Market value refers to the price that investors are willing to pay for an asset on the open market.

🤔 Understanding market value

Market value is the price at which buyers and sellers would agree to trade something. The term is commonly used to talk about the going price of a stock, futures, or options. When referencing the value of an entire company, analysts usually use the term market capitalization (the number of outstanding shares times the current stock price) instead of market value. They also use other measures of value to talk about what a company is worth, such as book value — Which is a company’s tangible assets minus its liabilities (reported on its financial statements).

Example

Let’s say you wanted to take out a loan, using your car as collateral. The bank may want to know about how much that collateral is worth, or its market value.

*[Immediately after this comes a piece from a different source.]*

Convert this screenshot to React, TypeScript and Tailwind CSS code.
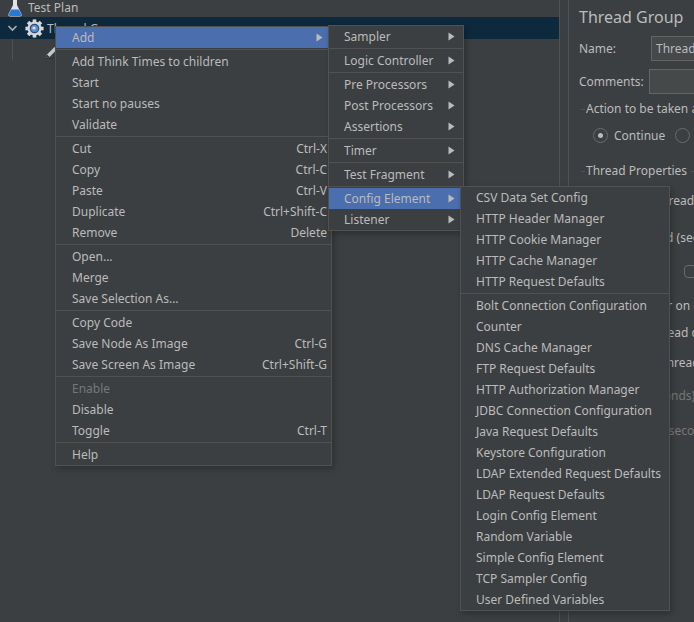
import React from 'react';

type MenuItem = { label: string; shortcut?: string; arrow?: boolean; active?: boolean; disabled?: boolean };

const mainMenu: MenuItem[][] = [
  [{ label: 'Add', arrow: true, active: true }],
  [
    { label: 'Add Think Times to children' },
    { label: 'Start' },
    { label: 'Start no pauses' },
    { label: 'Validate' },
  ],
  [
    { label: 'Cut', shortcut: 'Ctrl-X' },
    { label: 'Copy', shortcut: 'Ctrl-C' },
    { label: 'Paste', shortcut: 'Ctrl-V' },
    { label: 'Duplicate', shortcut: 'Ctrl+Shift-C' },
    { label: 'Remove', shortcut: 'Delete' },
  ],
  [{ label: 'Open...' }, { label: 'Merge' }, { label: 'Save Selection As...' }],
  [
    { label: 'Copy Code' },
    { label: 'Save Node As Image', shortcut: 'Ctrl-G' },
    { label: 'Save Screen As Image', shortcut: 'Ctrl+Shift-G' },
  ],
  [{ label: 'Enable', disabled: true }, { label: 'Disable' }, { label: 'Toggle', shortcut: 'Ctrl-T' }],
  [{ label: 'Help' }],
];

const addMenu: MenuItem[][] = [
  [{ label: 'Sampler', arrow: true }],
  [{ label: 'Logic Controller', arrow: true }],
  [
    { label: 'Pre Processors', arrow: true },
    { label: 'Post Processors', arrow: true },
    { label: 'Assertions', arrow: true },
  ],
  [{ label: 'Timer', arrow: true }],
  [{ label: 'Test Fragment', arrow: true }],
  [
    { label: 'Config Element', arrow: true, active: true },
    { label: 'Listener', arrow: true },
  ],
];

const configMenu: MenuItem[][] = [
  [
    { label: 'CSV Data Set Config' },
    { label: 'HTTP Header Manager' },
    { label: 'HTTP Cookie Manager' },
    { label: 'HTTP Cache Manager' },
    { label: 'HTTP Request Defaults' },
  ],
  [
    { label: 'Bolt Connection Configuration' },
    { label: 'Counter' },
    { label: 'DNS Cache Manager' },
    { label: 'FTP Request Defaults' },
    { label: 'HTTP Authorization Manager' },
    { label: 'JDBC Connection Configuration' },
    { label: 'Java Request Defaults' },
    { label: 'Keystore Configuration' },
    { label: 'LDAP Extended Request Defaults' },
    { label: 'LDAP Request Defaults' },
    { label: 'Login Config Element' },
    { label: 'Random Variable' },
    { label: 'Simple Config Element' },
    { label: 'TCP Sampler Config' },
    { label: 'User Defined Variables' },
  ],
];

function Menu({ groups, className, itemPad }: { groups: MenuItem[][]; className: string; itemPad: string }) {
  return (
    <div className={`absolute border border-[#515151] bg-[#3c3f41] shadow-[2px_3px_6px_rgba(0,0,0,0.25)] ${className}`}>
      {groups.map((group, i) => (
        <div key={i}>
          {i > 0 && <div className="my-px h-px bg-[#515151]" />}
          {group.map((item) => (
            <div
              key={item.label}
              className={`flex h-[21px] items-center pr-1 ${itemPad} ${item.active ? 'bg-[#4b6eaf]' : ''} ${item.disabled ? 'text-[#777777]' : 'text-[#bbbbbb]'}`}
            >
              <span className="flex-1 whitespace-nowrap">{item.label}</span>
              {item.shortcut && <span className="whitespace-nowrap">{item.shortcut}</span>}
              {item.arrow && (
                <svg width="7" height="9" viewBox="0 0 7 9" className="mr-1">
                  <path d="M0.5 0.5 L6.5 4.5 L0.5 8.5 Z" fill="#bbbbbb" />
                </svg>
              )}
            </div>
          ))}
        </div>
      ))}
    </div>
  );
}

function Flask() {
  return (
    <svg width="14" height="17" viewBox="0 0 14 17" className="shrink-0">
      <path d="M5 0 H9 V5 L13.5 14 Q14.2 16.5 12 16.5 H2 Q-0.2 16.5 0.5 14 L5 5 Z" fill="#dfe3e8" />
      <path d="M3.2 9.5 H10.8 L13.2 14.2 Q13.7 16 12 16 H2 Q0.3 16 0.8 14.2 Z" fill="#2a78d6" />
    </svg>
  );
}

function Gear() {
  return (
    <svg width="19" height="19" viewBox="0 0 19 19" className="shrink-0">
      <g fill="#d6d8da">
        <circle cx="9.5" cy="9.5" r="7" />
        {[0, 45, 90, 135, 180, 225, 270, 315].map((a) => (
          <rect key={a} x="7.7" y="0.4" width="3.6" height="4" transform={`rotate(${a} 9.5 9.5)`} />
        ))}
      </g>
      <circle cx="9.5" cy="9.5" r="4.8" fill="#2d4f80" />
      <circle cx="9.5" cy="9.5" r="3.6" fill="#5d8fd0" />
      <circle cx="9" cy="9" r="1.6" fill="#cfe0f4" />
    </svg>
  );
}

function Pencil() {
  return (
    <svg width="14" height="14" viewBox="0 0 14 14">
      <path d="M1 13 L2 9.5 L9.5 2 L12 4.5 L4.5 12 Z" fill="#c9c9c9" />
      <path d="M1 13 L2 9.5 L4.5 12 Z" fill="#2b2b2b" />
      <path d="M1 13.5 H8" stroke="#2f3132" strokeWidth="1" />
    </svg>
  );
}

export default function App() {
  return (
    <div className="relative flex h-[622px] w-[694px] overflow-hidden bg-[#3c3f41] font-['Noto_Sans',sans-serif] text-[12px] leading-none text-[#bbbbbb]">
      {/* Tree */}
      <div className="w-[560px] shrink-0 border-r border-[#515151]">
        <div className="flex h-[17px] items-center gap-[6px] pl-[8px]">
          <Flask />
          <span className="pb-px">Test Plan</span>
        </div>
        <div className="flex h-[22px] items-center bg-[#0d293e] pl-[7px]">
          <svg width="11" height="7" viewBox="0 0 11 7" className="mr-[7px] shrink-0">
            <path d="M1.5 1 L5.5 5 L9.5 1" fill="none" stroke="#a9b0b6" strokeWidth="1.6" />
          </svg>
          <Gear />
          <span className="ml-[3px] pt-px">Thread Group</span>
        </div>
        <div className="ml-[12px] h-[21px] border-l border-[#515151] pl-[32px] pt-[6px]">
          <Pencil />
        </div>
      </div>

      {/* Details */}
      <div className="ml-[8px] flex-1 border-l border-[#515151] pl-[10px] pt-[9px]">
        <div className="text-[16px]">Thread Group</div>
        <div className="mt-[11px] flex items-center">
          <span className="w-[72px]">Name:</span>
          <div className="flex h-[25px] w-[200px] shrink-0 items-center border border-[#646464] bg-[#45494a] pl-1">Thread Group</div>
        </div>
        <div className="mt-[8px] flex items-center">
          <span className="w-[70px] whitespace-nowrap">Comments:</span>
          <div className="h-[25px] w-[200px] shrink-0 border border-[#646464] bg-[#45494a]" />
        </div>
        <div className="mt-[9px] ml-[2px] flex items-center whitespace-nowrap">
          <span className="mr-px h-px w-[4px] bg-[#515151]" />
          Action to be taken after a Sampler error
        </div>
        <div className="mt-[13px] ml-[14px] flex items-center whitespace-nowrap">
          <span className="flex h-[15px] w-[15px] items-center justify-center rounded-full border border-[#6b6b6b]">
            <span className="h-[5px] w-[5px] rounded-full bg-[#bbbbbb]" />
          </span>
          <span className="ml-[6px]">Continue</span>
          <span className="ml-[10px] h-[15px] w-[15px] rounded-full border border-[#6b6b6b]" />
        </div>
        <div className="mt-[22px] ml-[2px] flex items-center whitespace-nowrap">
          <span className="mr-px h-px w-[4px] bg-[#515151]" />
          Thread Properties
          <span className="ml-1 h-px w-[100px] bg-[#515151]" />
        </div>
        <div className="mt-[18px] whitespace-nowrap pl-[11px]">Number of Threads (users):</div>
        <div className="mt-[25px] whitespace-nowrap pl-[3px]">Ramp-up period (seconds):</div>
        <div className="mt-[21px] flex items-center pl-[105px]">
          <span className="h-[13px] w-[13px] rounded-sm border border-[#6b6b6b]" />
        </div>
        <div className="mt-[22px] whitespace-nowrap pl-[34px]">Same user on each iteration</div>
        <div className="mt-[15px] whitespace-nowrap pl-[35px]">Delay Thread creation until needed</div>
        <div className="mt-[18px] whitespace-nowrap pl-[38px]">Specify Thread lifetime</div>
        <div className="mt-[21px] whitespace-nowrap pl-[10px] text-[#777777]">Duration (seconds):</div>
        <div className="mt-[23px] whitespace-nowrap pl-[8px] text-[#777777]">Startup delay (seconds):</div>
      </div>

      {/* Popup menus */}
      <Menu groups={mainMenu} itemPad="pl-[16px]" className="left-[55px] top-[26px] w-[277px]" />
      <Menu groups={addMenu} itemPad="pl-[15px]" className="left-[328px] top-[25px] w-[136px]" />
      <Menu groups={configMenu} itemPad="pl-[15px]" className="left-[460px] top-[186px] w-[210px]" />
    </div>
  );
}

One way to estimate your car’s worth might be through its market price — The price you may get for the car if you put it up for sale at a given time. The bank might decide what that value is by looking at what cars similar to yours are selling for today in the open market.

Takeaway

Market value is like forecasting tomorrow’s temperature…

Prediction models might give you a good idea of tomorrow’s weather, though it may not be exact. There are all sorts of variables that continuously change. Still, a meteorologist can analyze the data that's available and make educated guesses about weather forecasts, including temperature highs and lows. Likewise, financial analysts can use available information, such as the current market prices of similar assets, to estimate an asset’s market value — What an asset is worth.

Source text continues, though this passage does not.